Search code examples
pythoncsvwildcard

CSV Wildcard within string


I am using a CSV file to read in terms that I am looking for in a text file.

I would like to use a wildcard or 'Like' as a term. I am not looking for wildcard for text document name but for the terms I'm searching for found in the CSV file.

For example: Terms in CSV file to search in Text File, each term is in it's own row.

test* #search for test, tests, testing, etc project
list
table
chair

Is there a wildcard that can be used in the CSV file so that all variants of that word is returned? I want to place the wildcard in the CSV file.

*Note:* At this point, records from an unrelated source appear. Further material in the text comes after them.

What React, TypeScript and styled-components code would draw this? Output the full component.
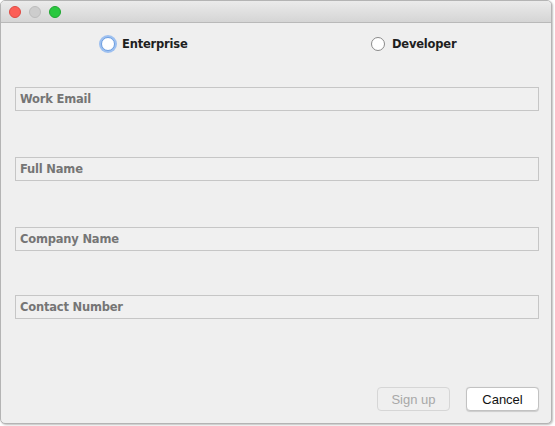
import React from 'react'
import styled, { createGlobalStyle } from 'styled-components'

const Global = createGlobalStyle`
  html, body {
    margin: 0;
    padding: 0;
    background: #ffffff;
    width: 555px;
    height: 426px;
    overflow: hidden;
  }
`

const Window = styled.div`
  width: 552px;
  height: 424px;
  box-sizing: border-box;
  border: 1px solid #b4b4b4;
  border-radius: 5px;
  background: #efefef;
  overflow: hidden;
  display: flex;
  flex-direction: column;
  box-shadow: 1px 1px 2px rgba(0, 0, 0, 0.25);
`

const TitleBar = styled.div`
  height: 21px;
  flex: none;
  background: linear-gradient(#ebebeb, #d5d5d5);
  border-bottom: 1px solid #b9b9b9;
  display: flex;
  align-items: center;
  gap: 8px;
  padding-left: 8px;
`

const Light = styled.span<{ $color: string; $edge: string }>`
  width: 12px;
  height: 12px;
  border-radius: 50%;
  box-sizing: border-box;
  background: ${(p) => p.$color};
  border: 0.5px solid ${(p) => p.$edge};
`

const Content = styled.div`
  flex: 1;
  display: flex;
  flex-direction: column;
  padding: 12px 12px 12px 14px;
  font-family: 'DejaVu Sans', Verdana, sans-serif;
`

const RadioRow = styled.div`
  display: grid;
  grid-template-columns: 270px auto;
  height: 18px;
  padding-left: 86px;
  margin-bottom: 34px;
`

const RadioOption = styled.label`
  display: flex;
  align-items: center;
  gap: 7px;
  font-size: 11.5px;
  font-weight: 700;
  color: #1e1e1e;
  letter-spacing: -0.2px;
`

const RadioCircle = styled.span<{ $focused?: boolean }>`
  width: 14px;
  height: 14px;
  box-sizing: border-box;
  border-radius: 50%;
  background: #ffffff;
  border: 1px solid ${(p) => (p.$focused ? '#6a9de0' : '#8a8a8a')};
  box-shadow: ${(p) => (p.$focused ? '0 0 0 2px #9dc0f0' : 'none')};
`

const Fields = styled.div`
  display: flex;
  flex-direction: column;
  gap: 46px;
`

const Field = styled.div`
  height: 24px;
  box-sizing: border-box;
  border: 1px solid #c6c6c6;
  background: #f0f0f0;
  display: flex;
  align-items: center;
  padding-left: 4px;
  font-size: 11.5px;
  font-weight: 700;
  color: #757575;
  letter-spacing: -0.2px;

  &:last-child {
    margin-top: -2px;
  }
`

const Footer = styled.div`
  margin-top: auto;
  display: flex;
  justify-content: flex-end;
  gap: 16px;
`

const Button = styled.div<{ $disabled?: boolean }>`
  width: 73px;
  height: 24px;
  box-sizing: border-box;
  border-radius: 4px;
  display: flex;
  align-items: center;
  justify-content: center;
  font-family: 'Liberation Sans', Arial, sans-serif;
  font-size: 13px;
  background: ${(p) => (p.$disabled ? '#efefef' : '#ffffff')};
  border: 1px solid ${(p) => (p.$disabled ? '#d6d6d6' : '#c2c2c2')};
  color: ${(p) => (p.$disabled ? '#a8a8a8' : '#111111')};
  box-shadow: ${(p) => (p.$disabled ? 'none' : '0 0.5px 1px rgba(0,0,0,0.15)')};
`

const fields = ['Work Email', 'Full Name', 'Company Name', 'Contact Number']

export default function App() {
  return (
    <>
      <Global />
      <Window>
        <TitleBar>
          <Light $color="#fc5f57" $edge="#de4a43" />
          <Light $color="#cdcdcd" $edge="#bcbcbc" />
          <Light $color="#2ac840" $edge="#1fa631" />
        </TitleBar>
        <Content>
          <RadioRow>
            <RadioOption>
              <RadioCircle $focused />
              Enterprise
            </RadioOption>
            <RadioOption>
              <RadioCircle />
              Developer
            </RadioOption>
          </RadioRow>
          <Fields>
            {fields.map((f) => (
              <Field key={f}>{f}</Field>
            ))}
          </Fields>
          <Footer>
            <Button $disabled>Sign up</Button>
            <Button>Cancel</Button>
          </Footer>
        </Content>
      </Window>
    </>
  )
}
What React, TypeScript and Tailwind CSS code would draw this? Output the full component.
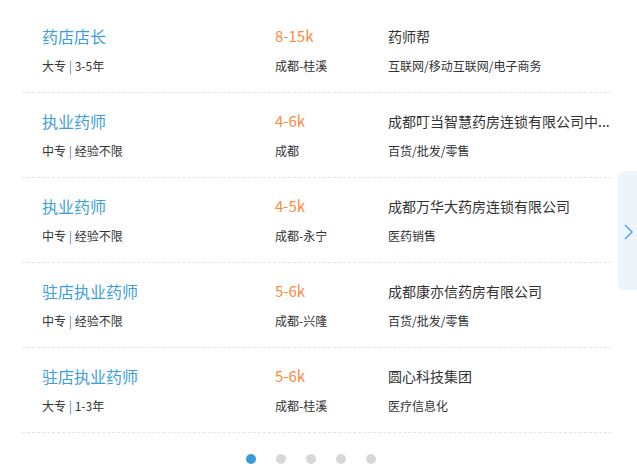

Below is my code, the file it reads the terms I'm searching for is contract_search_terms.csv

def main():
    txt_filepaths = glob.glob("**/*.txt", recursive=True)
    start = time.time()
    results = {}
    new_results = [] #place dictionary values organized per key = value instead of key = tuple of values 
    term_filename = open('contract_search_terms.csv', 'r') #file where terms to be searched is found
    term_file = csv.DictReader(term_filename)
    search_terms =[] #append terms into a list, this means that we can use several columns and append them all to one list.
    
    #############search for the terms imported into the list############################################################
    for col in term_file:
                
        search_terms.append(col['Contract Terms']) #indicate what columns you want read in

    print(search_terms) #this is just a check to show what terms are in the list
    
    for filepath in txt_filepaths:
        print(f"Searching document {filepath}")   #print what file the code is reading
        
        search_terms = search_terms #place terms list into search_terms so that the code below can read it when looping through the contracts.
                    
        filename = os.path.basename(filepath)
        found_terms = {} #dictionary of the terms found
        
        line_number={}
        
        
        for term in search_terms:
            if term in found_terms.keys():
                continue
                
            with open(filepath, "r", encoding="utf-8") as fp:
                lines = str(fp.readlines()).split('.') #turns contract file lines as a list
                
                for line in lines:
                    if line.find(term) != -1: #line by line is '-1', paragraph '\n'
                        line_number = lines.index(line)
                        new_results.append(f"'{term}' New_Column '{filename}' New_Column '{line}' New_Column '{line_number}'") #placing the results from the print statement below into a list
                        print(f"Found '{term}' in document '{filename}' in line '{line_number}'") 

                    if term in results.keys():
                        pages = results[''.join(term)].append([filename,line,line_number])

                    else:
                        results[term] = [filename]

                #Place results into dataframe and create a csv file to use as a check if results_reports is not correct
                d2=pd.DataFrame(new_results, columns=['Results']) #passing the list to a dataframe and giving it a column title
                d2.to_csv('results.csv', index=True) 

Solution

  • In order to simplify the code flow without testing the term for a wildcard and then branching to another kind of searching I suggest you generally use the regular expression module (available in standard Python distribution):

    import re
    

    and the regular expression patterns as terms for the regular expression search:

    lst_found_terms = re.findall(term, line)
    if lst_found_terms != []: 
        for found_term in lst_found_terms: 
    

    instead of:

    if line.find(term) != -1:
    

    If you look exactly for 'test' the regex pattern will be simply the same as in the find() function ( i.e. 'test' ) and if you want to find all words beginning with 'test' the pattern will be r'\btest\w*'.

    In other words the 'wildcard' for any TERM ending will be enclosing the term with the prefix r'\b' and the ending r'\w*' (stored in CSV as: \bTERM\w*).

    Regular expressions provide the possibility to perform case insensitive search if you use the parameter flags=re.I in re.findall().

    The simple condition proposed in another answer if 'test' in line: will evaluate to True also for 'attestation' or 'contest'. To avoid this the 'wildcard' of the regex sets a word boundary at the beginning of the term ( r'\b' ).

    Notice that not limiting the number of extension characters for 'test' will find with the wildcard also 'testosterone'. You can limit the number of extending characters replacing * with {0,3} for maximal 3 additional characters (covering tests and testing but not testosterone).